Goal: Each line from the line with "Emit a component that matches this image, drawn with React and" to the line with "const cols = 'grid", inclusive, is to be repeated exactly; no other line and no picture belongs in the copy.
══ Given records
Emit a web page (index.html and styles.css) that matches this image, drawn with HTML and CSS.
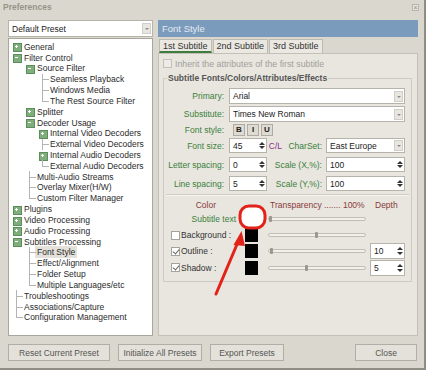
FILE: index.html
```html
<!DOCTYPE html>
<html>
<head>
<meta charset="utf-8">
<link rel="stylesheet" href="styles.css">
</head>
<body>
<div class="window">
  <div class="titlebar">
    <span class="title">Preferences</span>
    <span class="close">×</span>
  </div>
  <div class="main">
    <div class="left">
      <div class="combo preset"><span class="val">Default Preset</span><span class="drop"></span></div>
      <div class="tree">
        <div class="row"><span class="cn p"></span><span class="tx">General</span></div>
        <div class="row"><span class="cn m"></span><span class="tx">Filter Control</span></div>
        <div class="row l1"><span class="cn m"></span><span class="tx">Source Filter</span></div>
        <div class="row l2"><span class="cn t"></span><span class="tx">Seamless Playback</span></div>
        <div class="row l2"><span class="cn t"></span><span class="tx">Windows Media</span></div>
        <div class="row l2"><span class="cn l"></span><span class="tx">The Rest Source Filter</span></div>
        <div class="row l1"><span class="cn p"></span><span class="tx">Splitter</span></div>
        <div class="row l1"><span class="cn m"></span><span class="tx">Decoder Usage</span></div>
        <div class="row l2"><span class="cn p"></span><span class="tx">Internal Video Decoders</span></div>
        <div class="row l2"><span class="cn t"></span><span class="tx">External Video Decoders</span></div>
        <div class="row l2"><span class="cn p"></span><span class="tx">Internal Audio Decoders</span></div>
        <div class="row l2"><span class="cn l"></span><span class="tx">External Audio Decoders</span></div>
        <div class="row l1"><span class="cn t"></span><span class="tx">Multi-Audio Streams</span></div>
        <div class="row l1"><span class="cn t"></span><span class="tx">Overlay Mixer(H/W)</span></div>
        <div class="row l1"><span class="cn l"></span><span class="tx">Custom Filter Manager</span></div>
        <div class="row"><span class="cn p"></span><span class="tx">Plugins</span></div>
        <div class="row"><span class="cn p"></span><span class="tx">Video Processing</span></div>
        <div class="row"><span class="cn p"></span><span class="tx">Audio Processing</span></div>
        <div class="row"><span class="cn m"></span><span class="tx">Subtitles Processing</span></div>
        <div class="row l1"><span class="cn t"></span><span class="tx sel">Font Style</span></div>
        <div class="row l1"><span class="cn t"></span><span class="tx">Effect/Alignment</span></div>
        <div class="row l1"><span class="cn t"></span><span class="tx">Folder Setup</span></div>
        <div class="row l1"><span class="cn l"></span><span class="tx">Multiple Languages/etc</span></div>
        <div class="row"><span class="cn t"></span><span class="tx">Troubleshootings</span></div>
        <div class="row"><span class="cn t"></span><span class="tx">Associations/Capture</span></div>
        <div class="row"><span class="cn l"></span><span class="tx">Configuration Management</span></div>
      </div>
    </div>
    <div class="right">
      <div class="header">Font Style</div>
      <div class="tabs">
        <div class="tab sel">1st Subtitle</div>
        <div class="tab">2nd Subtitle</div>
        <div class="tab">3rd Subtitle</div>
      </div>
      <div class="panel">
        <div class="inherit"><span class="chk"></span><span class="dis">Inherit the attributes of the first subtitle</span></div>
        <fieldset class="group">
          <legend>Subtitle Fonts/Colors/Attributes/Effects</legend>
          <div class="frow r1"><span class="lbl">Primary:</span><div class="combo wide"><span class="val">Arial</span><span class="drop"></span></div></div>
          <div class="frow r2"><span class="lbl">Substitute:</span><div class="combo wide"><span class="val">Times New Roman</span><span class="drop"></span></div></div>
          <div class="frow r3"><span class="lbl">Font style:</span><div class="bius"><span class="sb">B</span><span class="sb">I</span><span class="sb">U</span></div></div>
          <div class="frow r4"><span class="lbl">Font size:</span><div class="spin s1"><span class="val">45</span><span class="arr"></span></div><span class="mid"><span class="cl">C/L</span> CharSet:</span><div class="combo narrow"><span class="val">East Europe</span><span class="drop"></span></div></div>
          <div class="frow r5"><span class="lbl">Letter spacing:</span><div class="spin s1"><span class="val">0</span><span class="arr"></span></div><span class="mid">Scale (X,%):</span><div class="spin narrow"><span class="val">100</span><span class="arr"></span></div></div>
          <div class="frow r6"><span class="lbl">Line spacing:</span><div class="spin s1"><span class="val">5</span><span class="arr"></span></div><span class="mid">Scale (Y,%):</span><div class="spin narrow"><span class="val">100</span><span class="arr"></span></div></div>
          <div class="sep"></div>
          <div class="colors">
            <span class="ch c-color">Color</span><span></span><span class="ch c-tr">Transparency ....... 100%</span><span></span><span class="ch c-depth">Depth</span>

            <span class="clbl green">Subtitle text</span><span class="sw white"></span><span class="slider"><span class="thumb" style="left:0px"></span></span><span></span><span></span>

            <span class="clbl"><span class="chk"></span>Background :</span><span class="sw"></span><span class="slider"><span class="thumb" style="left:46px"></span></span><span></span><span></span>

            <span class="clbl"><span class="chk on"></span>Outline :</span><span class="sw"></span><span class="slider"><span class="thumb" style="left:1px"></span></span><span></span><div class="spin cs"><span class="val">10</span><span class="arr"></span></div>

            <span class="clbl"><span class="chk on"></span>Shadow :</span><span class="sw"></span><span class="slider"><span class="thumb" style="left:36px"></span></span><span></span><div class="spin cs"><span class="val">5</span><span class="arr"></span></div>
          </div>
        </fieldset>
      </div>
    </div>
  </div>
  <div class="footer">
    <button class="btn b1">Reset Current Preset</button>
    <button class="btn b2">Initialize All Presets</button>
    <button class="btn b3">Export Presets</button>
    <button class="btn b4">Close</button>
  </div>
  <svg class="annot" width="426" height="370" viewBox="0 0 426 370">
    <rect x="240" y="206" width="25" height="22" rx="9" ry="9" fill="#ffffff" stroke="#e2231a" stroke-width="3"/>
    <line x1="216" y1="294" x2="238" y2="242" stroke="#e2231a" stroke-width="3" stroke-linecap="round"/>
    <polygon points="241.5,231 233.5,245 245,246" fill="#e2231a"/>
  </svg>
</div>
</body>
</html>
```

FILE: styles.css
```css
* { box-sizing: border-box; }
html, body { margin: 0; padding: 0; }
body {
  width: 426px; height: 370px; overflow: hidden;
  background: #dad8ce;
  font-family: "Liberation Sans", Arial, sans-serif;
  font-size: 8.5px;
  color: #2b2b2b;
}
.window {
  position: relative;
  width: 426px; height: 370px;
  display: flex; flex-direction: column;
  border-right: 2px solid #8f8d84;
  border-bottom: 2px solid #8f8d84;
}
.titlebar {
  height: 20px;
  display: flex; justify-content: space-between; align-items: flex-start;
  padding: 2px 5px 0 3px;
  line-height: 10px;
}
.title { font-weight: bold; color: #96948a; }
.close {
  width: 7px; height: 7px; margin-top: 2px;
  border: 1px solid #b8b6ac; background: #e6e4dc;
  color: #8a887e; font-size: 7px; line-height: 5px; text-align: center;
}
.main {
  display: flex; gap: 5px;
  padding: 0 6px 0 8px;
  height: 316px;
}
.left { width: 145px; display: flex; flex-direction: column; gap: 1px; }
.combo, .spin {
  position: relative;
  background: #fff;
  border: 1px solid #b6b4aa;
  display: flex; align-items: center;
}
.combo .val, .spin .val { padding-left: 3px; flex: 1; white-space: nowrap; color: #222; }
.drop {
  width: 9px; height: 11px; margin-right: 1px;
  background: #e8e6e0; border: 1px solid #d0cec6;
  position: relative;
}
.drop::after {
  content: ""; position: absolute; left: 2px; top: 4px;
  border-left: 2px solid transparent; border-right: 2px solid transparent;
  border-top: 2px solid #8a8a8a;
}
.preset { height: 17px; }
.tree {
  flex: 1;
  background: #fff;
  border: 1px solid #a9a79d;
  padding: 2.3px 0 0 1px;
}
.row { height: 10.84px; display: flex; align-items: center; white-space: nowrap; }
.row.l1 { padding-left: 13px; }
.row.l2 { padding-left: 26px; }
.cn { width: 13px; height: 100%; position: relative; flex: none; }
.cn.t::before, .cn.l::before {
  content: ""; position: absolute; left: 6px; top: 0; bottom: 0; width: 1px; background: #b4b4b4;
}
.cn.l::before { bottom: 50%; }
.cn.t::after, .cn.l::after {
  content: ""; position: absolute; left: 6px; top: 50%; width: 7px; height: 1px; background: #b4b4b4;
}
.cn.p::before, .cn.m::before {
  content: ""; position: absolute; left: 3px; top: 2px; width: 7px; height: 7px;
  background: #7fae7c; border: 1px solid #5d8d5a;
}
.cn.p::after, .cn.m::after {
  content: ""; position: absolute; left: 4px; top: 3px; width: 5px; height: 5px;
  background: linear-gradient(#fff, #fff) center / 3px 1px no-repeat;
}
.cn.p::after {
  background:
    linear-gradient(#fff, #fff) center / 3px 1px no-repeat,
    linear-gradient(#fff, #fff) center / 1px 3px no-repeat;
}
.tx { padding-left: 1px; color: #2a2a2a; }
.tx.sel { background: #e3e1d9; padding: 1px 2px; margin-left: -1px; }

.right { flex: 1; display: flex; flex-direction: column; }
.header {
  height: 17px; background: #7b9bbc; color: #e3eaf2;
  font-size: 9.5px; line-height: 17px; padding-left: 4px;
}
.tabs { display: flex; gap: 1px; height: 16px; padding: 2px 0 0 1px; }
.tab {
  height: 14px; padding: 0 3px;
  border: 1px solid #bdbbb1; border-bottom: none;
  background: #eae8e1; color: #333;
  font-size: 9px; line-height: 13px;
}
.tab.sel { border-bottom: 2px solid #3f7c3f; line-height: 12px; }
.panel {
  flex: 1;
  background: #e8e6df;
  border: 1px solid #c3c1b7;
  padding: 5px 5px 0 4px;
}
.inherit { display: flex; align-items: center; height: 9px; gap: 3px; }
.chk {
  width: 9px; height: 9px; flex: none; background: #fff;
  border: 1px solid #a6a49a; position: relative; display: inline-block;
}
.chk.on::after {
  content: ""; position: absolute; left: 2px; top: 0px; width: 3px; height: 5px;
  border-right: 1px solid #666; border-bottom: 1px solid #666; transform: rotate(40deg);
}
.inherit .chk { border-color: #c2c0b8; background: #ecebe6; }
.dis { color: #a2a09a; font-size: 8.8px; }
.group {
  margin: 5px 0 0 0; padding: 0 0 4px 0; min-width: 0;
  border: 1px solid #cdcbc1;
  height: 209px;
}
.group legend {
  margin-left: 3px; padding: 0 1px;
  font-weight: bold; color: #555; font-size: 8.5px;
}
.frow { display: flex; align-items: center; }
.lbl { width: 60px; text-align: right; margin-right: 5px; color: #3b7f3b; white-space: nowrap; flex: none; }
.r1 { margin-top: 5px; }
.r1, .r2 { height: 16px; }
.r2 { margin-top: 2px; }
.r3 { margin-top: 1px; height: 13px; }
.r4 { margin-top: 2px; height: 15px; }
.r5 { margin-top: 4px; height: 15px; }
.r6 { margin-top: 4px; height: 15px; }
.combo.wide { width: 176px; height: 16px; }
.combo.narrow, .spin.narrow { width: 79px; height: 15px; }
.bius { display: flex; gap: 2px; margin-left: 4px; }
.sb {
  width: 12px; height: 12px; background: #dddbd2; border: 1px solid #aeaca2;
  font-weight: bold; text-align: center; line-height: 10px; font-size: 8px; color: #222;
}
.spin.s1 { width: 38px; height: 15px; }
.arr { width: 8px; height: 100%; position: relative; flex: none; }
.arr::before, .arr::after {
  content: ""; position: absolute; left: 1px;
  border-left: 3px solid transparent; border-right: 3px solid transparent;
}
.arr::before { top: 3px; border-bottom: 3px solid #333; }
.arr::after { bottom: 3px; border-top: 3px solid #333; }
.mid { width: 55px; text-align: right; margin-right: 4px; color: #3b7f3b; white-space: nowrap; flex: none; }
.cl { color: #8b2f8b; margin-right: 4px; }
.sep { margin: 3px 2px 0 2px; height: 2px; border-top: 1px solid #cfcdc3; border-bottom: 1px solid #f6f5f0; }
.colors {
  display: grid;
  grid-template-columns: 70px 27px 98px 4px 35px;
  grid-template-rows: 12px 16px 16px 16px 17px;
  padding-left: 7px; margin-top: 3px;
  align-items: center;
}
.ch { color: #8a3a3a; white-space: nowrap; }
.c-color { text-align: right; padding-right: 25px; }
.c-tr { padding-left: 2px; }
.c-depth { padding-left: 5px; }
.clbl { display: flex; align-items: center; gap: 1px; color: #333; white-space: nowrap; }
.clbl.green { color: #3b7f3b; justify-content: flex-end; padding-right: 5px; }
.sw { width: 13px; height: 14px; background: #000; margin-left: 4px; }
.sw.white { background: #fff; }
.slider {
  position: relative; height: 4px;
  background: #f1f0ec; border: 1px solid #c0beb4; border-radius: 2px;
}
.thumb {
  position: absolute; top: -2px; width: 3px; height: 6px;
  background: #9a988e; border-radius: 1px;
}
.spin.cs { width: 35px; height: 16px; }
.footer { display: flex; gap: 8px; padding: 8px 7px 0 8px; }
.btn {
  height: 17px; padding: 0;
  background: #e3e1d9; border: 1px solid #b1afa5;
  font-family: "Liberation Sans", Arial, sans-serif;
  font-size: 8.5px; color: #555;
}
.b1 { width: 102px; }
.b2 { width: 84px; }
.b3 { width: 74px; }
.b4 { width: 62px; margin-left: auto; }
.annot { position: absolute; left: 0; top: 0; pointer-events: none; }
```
════
══ Given records
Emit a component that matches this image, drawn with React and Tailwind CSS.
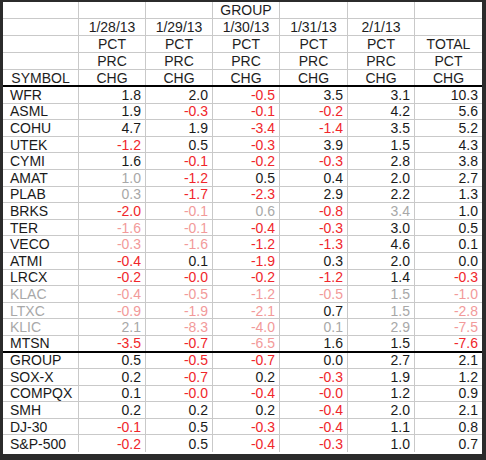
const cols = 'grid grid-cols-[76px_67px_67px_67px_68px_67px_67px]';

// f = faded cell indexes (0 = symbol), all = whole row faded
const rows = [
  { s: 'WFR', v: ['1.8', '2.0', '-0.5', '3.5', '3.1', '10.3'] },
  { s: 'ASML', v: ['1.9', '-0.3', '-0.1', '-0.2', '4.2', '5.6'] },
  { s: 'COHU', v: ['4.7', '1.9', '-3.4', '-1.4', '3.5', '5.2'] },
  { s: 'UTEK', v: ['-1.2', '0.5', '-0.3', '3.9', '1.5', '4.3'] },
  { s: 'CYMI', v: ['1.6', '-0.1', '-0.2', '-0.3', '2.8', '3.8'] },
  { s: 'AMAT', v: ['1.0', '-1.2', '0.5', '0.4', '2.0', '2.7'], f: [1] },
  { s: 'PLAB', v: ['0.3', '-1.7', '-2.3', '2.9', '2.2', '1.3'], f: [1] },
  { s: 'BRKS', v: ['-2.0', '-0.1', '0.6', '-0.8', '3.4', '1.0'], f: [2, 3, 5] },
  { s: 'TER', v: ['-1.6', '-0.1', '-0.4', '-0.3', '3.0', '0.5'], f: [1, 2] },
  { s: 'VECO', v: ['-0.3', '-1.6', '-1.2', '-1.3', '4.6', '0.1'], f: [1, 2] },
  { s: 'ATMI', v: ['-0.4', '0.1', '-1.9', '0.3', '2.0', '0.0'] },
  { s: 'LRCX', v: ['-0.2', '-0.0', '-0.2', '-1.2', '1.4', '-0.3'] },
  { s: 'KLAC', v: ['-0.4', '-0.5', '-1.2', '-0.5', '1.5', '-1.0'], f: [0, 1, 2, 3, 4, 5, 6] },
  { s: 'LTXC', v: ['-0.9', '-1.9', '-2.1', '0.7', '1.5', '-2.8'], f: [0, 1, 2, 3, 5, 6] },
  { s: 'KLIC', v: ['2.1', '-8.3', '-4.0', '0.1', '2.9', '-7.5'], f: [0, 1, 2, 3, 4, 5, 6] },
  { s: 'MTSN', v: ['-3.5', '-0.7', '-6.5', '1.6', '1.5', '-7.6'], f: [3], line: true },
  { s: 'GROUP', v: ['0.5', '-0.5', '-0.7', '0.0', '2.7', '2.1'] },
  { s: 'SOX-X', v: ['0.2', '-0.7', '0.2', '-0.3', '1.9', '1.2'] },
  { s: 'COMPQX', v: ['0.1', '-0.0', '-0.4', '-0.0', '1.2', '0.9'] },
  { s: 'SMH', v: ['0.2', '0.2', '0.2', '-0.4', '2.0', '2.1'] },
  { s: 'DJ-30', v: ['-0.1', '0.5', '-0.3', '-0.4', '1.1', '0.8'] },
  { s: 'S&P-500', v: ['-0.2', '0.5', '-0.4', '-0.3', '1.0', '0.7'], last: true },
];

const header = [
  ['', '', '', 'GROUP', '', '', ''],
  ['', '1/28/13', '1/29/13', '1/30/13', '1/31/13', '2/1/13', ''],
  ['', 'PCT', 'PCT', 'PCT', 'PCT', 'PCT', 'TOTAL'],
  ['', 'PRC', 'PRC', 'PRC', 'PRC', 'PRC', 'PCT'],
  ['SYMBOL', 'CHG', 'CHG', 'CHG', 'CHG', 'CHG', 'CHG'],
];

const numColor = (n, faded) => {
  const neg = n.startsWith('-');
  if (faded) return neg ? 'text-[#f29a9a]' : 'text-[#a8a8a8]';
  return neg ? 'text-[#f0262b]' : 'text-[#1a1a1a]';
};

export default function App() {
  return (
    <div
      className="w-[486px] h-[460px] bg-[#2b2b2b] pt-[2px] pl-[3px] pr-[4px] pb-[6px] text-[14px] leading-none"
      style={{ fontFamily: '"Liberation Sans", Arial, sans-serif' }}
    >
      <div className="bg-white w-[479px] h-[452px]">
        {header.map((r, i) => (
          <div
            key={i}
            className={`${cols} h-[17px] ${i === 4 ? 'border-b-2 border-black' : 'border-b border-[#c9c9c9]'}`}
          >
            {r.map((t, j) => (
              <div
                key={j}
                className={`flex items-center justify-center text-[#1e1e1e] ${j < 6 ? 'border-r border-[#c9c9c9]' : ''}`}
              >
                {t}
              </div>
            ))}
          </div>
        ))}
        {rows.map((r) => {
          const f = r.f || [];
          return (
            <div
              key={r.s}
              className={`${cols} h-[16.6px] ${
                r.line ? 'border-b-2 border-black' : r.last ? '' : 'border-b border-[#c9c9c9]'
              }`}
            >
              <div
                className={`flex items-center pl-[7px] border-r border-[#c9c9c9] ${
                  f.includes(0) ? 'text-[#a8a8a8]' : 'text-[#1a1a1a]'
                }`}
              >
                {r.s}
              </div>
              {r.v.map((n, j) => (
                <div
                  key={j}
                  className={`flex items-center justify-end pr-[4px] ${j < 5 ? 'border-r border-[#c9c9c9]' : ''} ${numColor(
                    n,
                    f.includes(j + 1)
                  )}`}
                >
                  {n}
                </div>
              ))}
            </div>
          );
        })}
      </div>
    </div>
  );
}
════
══ Given records
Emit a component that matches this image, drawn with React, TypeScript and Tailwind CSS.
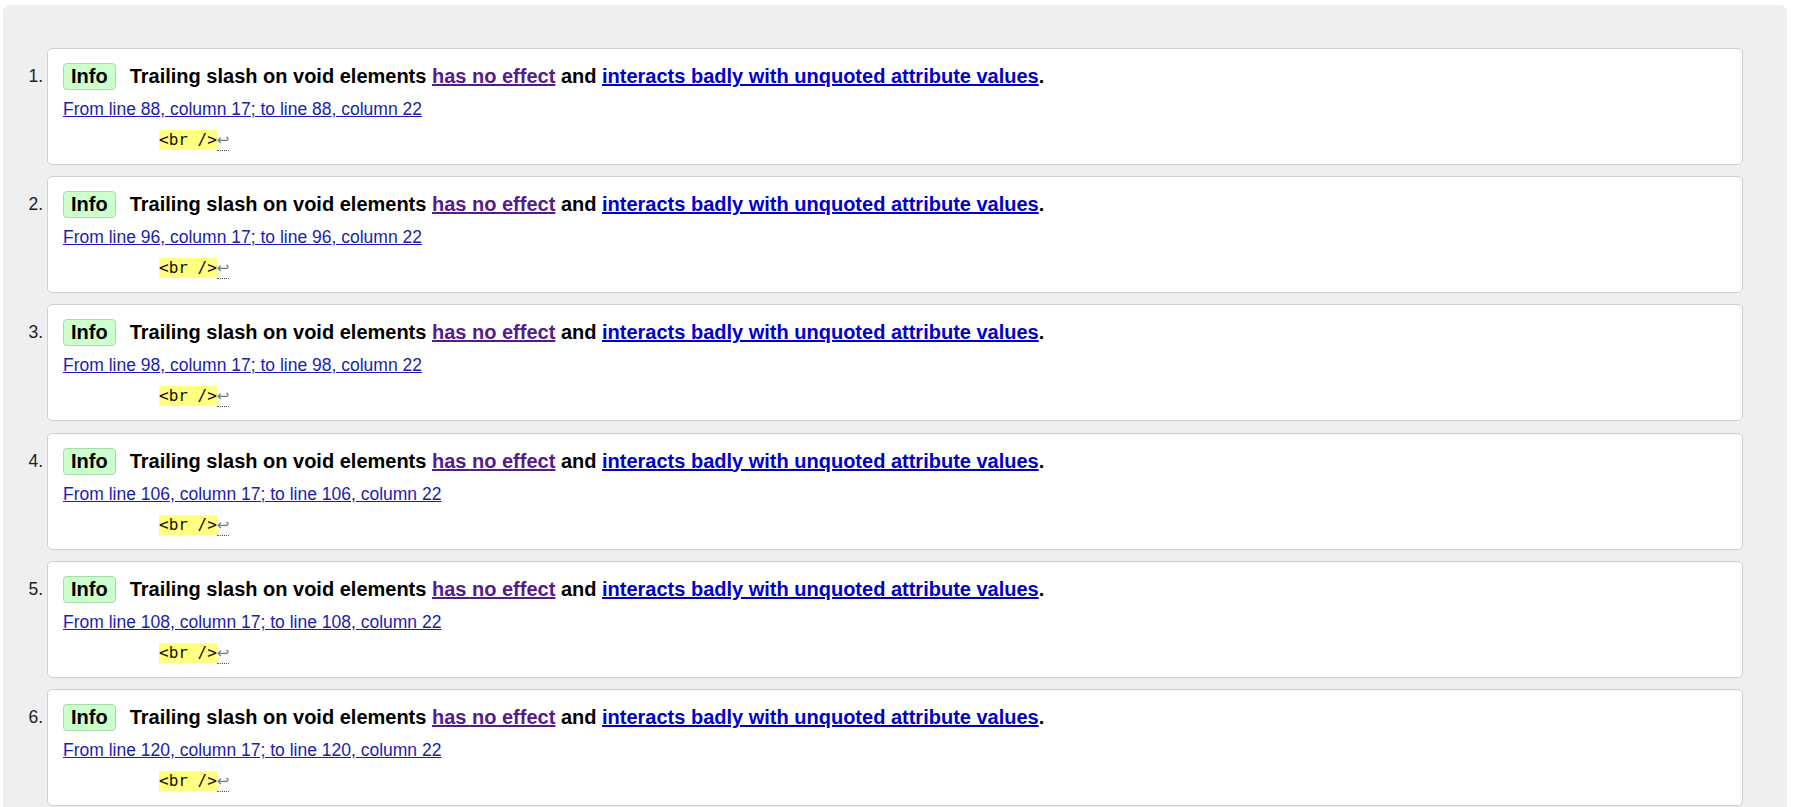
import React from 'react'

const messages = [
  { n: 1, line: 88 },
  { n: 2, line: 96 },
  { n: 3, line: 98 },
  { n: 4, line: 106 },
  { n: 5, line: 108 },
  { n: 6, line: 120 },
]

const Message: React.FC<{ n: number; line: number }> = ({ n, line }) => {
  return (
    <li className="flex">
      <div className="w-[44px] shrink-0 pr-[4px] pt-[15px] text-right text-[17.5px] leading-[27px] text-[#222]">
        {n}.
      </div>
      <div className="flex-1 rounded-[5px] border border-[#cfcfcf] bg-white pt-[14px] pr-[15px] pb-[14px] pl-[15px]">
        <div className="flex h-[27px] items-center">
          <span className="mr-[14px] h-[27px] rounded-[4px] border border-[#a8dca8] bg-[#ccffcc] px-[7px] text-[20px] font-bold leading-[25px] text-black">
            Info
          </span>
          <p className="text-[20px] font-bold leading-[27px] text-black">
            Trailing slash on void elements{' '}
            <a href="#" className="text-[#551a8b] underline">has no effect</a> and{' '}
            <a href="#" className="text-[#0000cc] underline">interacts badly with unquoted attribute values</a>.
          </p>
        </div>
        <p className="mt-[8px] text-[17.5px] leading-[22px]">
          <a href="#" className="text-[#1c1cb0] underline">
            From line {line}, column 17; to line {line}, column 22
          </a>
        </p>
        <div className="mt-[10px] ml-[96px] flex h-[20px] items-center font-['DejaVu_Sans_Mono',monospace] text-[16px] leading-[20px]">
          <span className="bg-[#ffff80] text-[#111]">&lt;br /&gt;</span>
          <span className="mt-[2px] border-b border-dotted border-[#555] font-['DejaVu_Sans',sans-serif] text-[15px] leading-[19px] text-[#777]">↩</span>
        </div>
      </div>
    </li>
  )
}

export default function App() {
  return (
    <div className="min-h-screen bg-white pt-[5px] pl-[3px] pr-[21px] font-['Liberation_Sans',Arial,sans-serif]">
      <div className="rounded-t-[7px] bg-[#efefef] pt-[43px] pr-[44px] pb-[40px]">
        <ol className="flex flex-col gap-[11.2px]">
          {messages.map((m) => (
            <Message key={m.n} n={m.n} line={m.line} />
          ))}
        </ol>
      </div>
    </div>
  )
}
════
Response to this exercise:
Emit a component that matches this image, drawn with React and Tailwind CSS.
const cols = 'grid grid-cols-[76px_67px_67px_67px_68px_67px_67px]';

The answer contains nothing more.